Face aux juges le 7 juin 2016, M. Mballa et Me Metomo, son avocat, s’étaient employés à démontrer le caractère abusif des agissements du ministre. En ce qui concerne l’ouvrage de l’hôpital de district de Biyem-Assi, ils soutiennent que le marché initial portait sur la somme de 28,451 millions de francs. Au cours de sa réalisation, le directeur de la formation sanitaire va demander et obtenir de sa tutelle que l’entrepreneur aménage d’autres locaux dans l’établissement. Aux dires du plaignant, cet avenant, «qui risquait de faire déborder les quotas légalement autorisés», aurait été conclu «verbalement» entre M. Mama Fouda et lui-même.
Dès ce moment, l’enveloppe globale du marché est passée du simple au triple, soit 84 millions de francs. Mais une fois les ouvrages achevés, l’administration aurait tout d’abord refusé de les réceptionner en alléguant qu’ils étaient parsemés de défectuosités. «Un agent du Minsanté refusait de s’exécuter jusqu’à ce que je fasse recours à M. Yang Philémon, le Premier ministre. C’est grâce à ses autorisations que les bâtiments vont finalement être réceptionnés le 8 novembre 2013», indique-t-il. Le Minsanté va cependant s’opposer au payement de sa note de frais.
Spolier l’Etat
Le prestataire de services racontait qu’alors qu’il menait les travaux de construction à Melangue III et Atinzam, une lettre de M. Mama Fouda va ordonner l’arrêt de tous les ouvrages lancés dans la région du Sud pour réévaluations. «Tous les autres chantiers vont être autorisés à redémarrer leur activité, sauf celui de mon client. Il a débuté ces travaux sur fonds propres et ne demandait qu’à les achever. Le chantier de Melangue III était réalisé à 90% tandis que celui d’Atinzam frôlait les 30% », a relevé son avocat.

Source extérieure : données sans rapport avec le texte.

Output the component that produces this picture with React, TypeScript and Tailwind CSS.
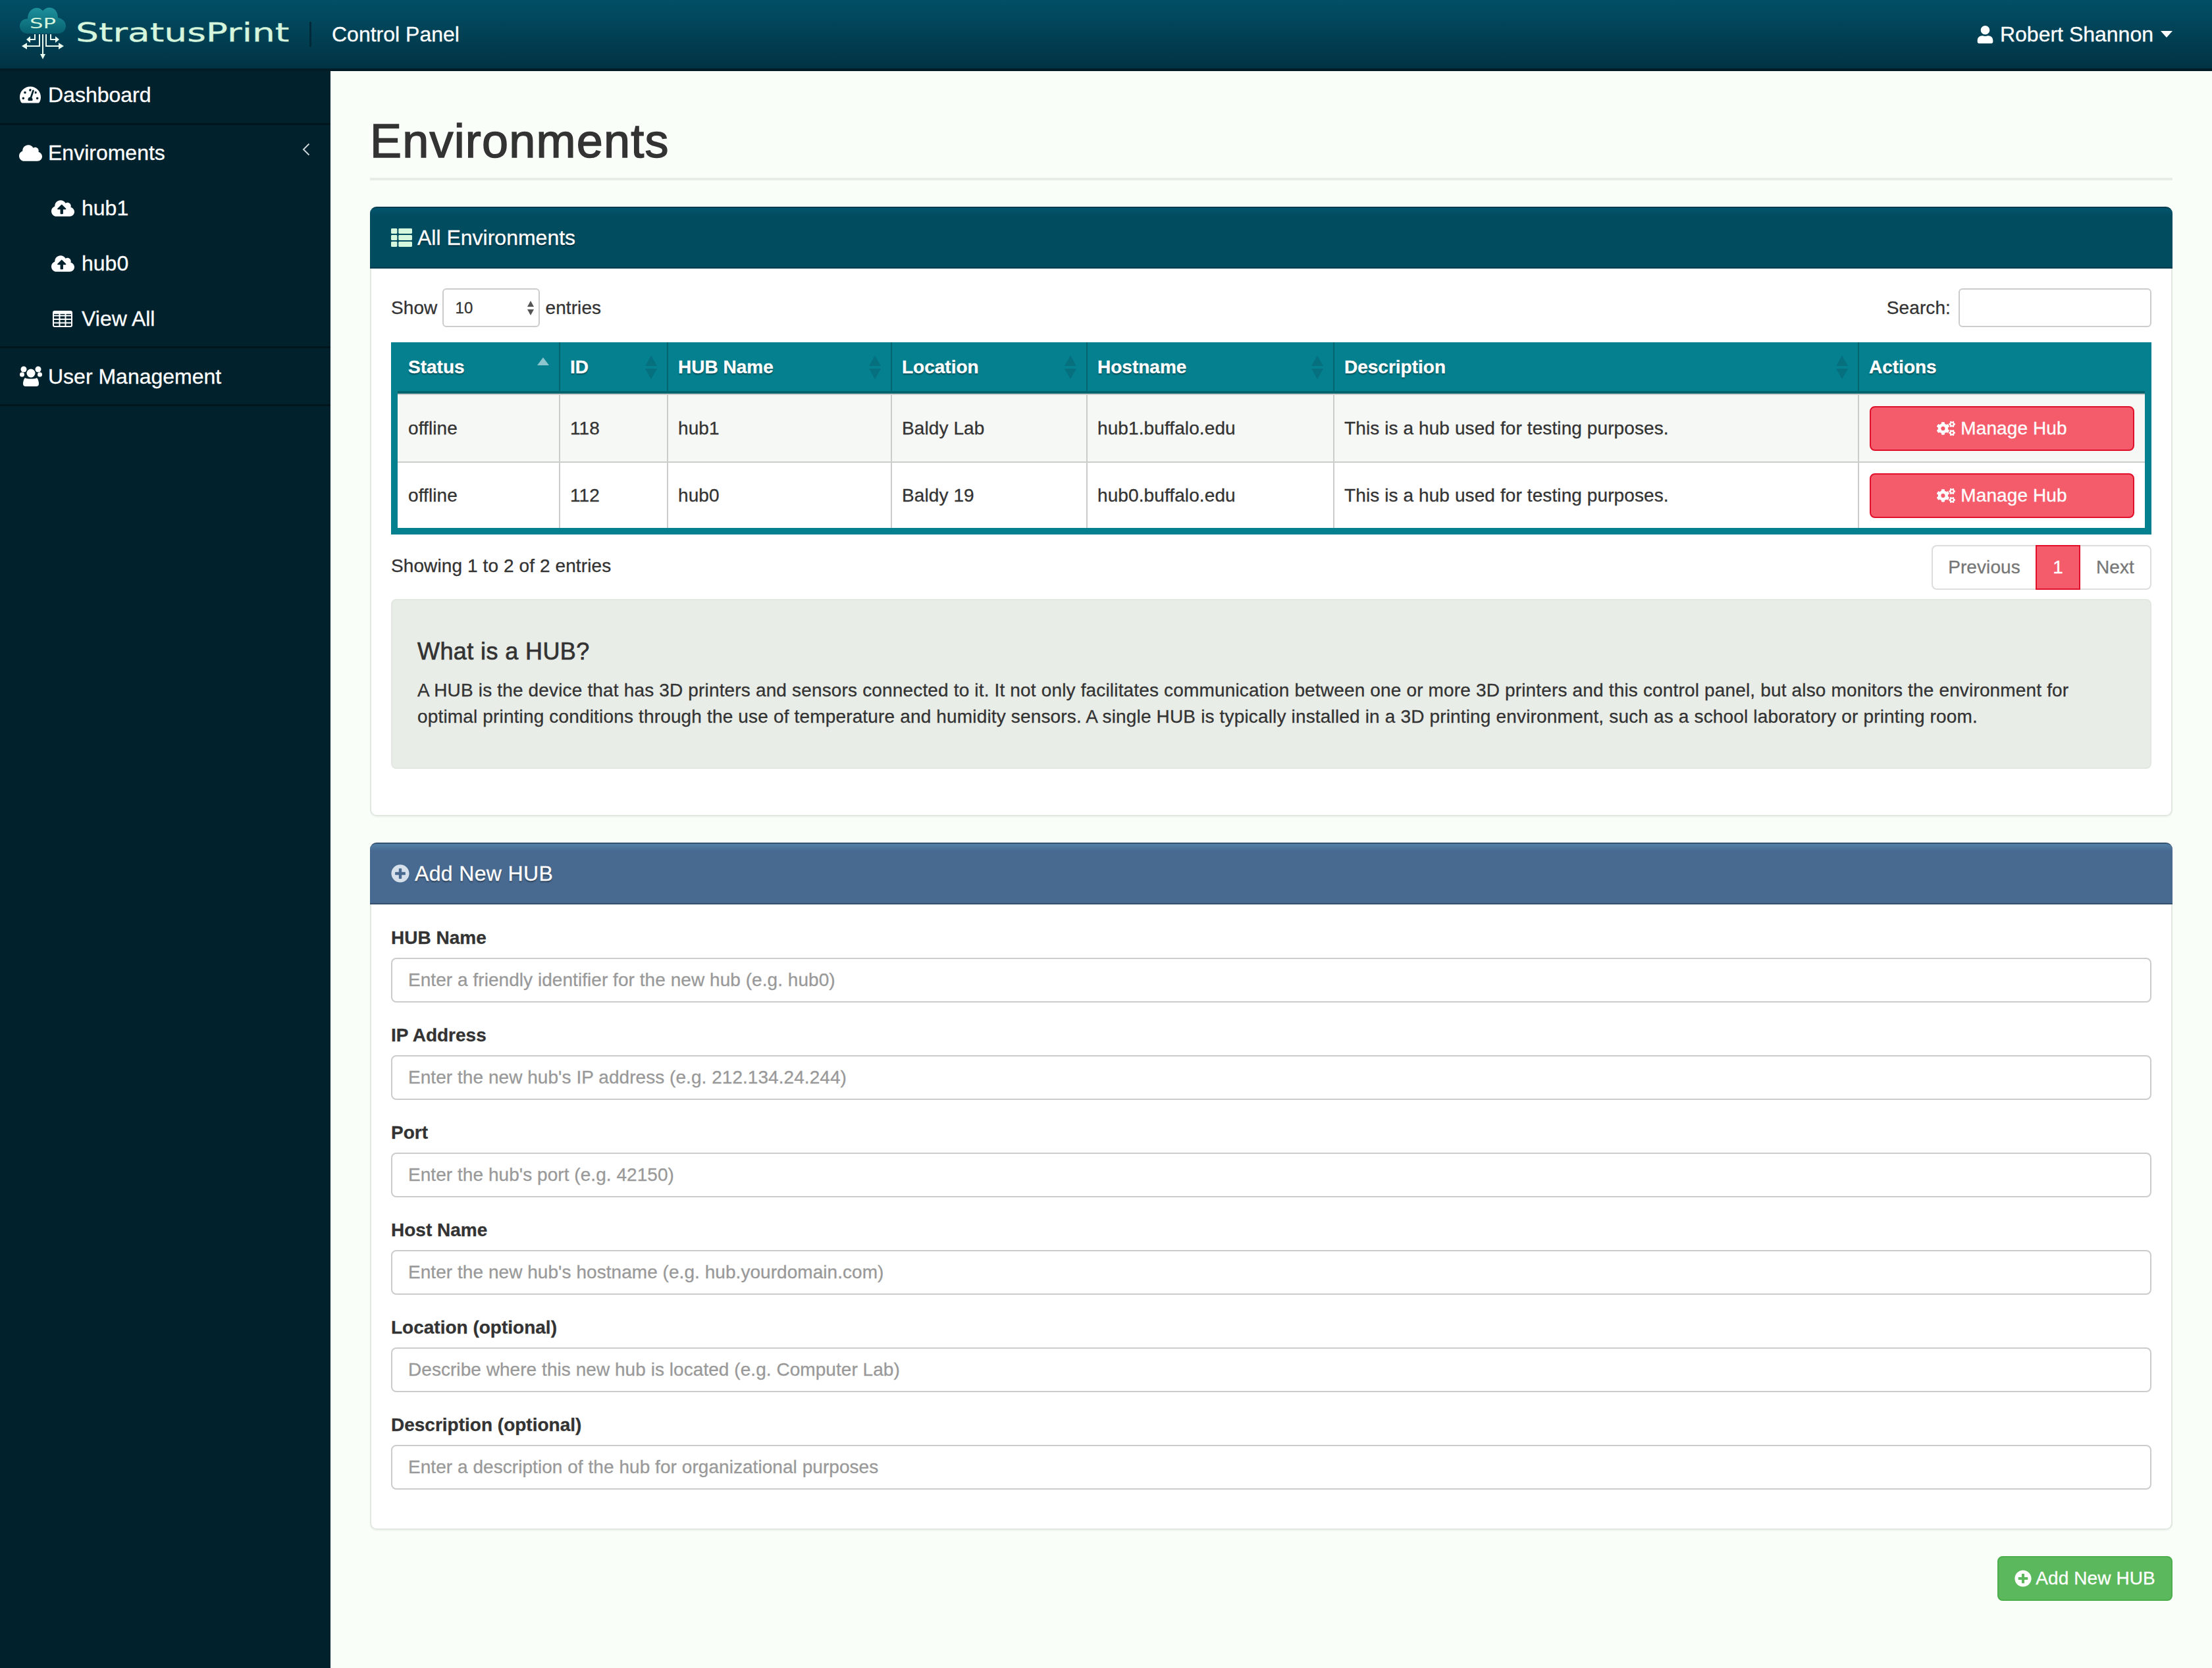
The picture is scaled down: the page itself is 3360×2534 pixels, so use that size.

Me Amougui Jean, avocat du Minsanté, avait entrepris pour sa part de déconstruire cet argumentaire en dévoilant la «mauvaise foi» de l’entrepreneur qui, selon lui, ne saurait nier les graves défauts constatés par des correspondances et des procès-verbaux émanant des services régionaux des Travaux publics, du bureau d’études qui auditait les travaux et d’un architecte commis par le Minsanté. Certains de ces documents seront lus à l’attention du tribunal. En ce qui concerne le premier marché, l’avocat a réitéré qu’il n’a porté que sur 28,451 millions de francs. Il a battu en brèche la prétendue «entente verbale» scellée entre le ministre et l’entrepreneur, car «l’administration est écrite». D’après lui, les chiffres avancés ont enflé pour «influencer le tribunal et spolier l’Etat».
Pour ce qui est des chantiers restés en berne à Melangue III et Atinzam, l’avocat a affirmé que l’entrepreneur a multiplié des stratégies d’esquive pour se soustraire aux audits du bureau d’études. «Les malfaçons étaient excessives, certains murs ont été montés avec deux fers à béton au lieu de trois, il a abandonné le chantier. Un contrat doit être exécuté de bonne foi. Lorsque l’administration constate ces malfaçons, elle ne peut que résilier le contrat. Elle a cependant plusieurs fois incité l’entreprise à se conformer aux exigences», avait-il souligné.
Après délibération, le tribunal a jugé la plainte de Baticom partiellement fondée. Il a décidé que l’Etat lui reverse la somme de 28, 451 millions de francs et des dommages et intérêts chiffrés à 10 millions de francs.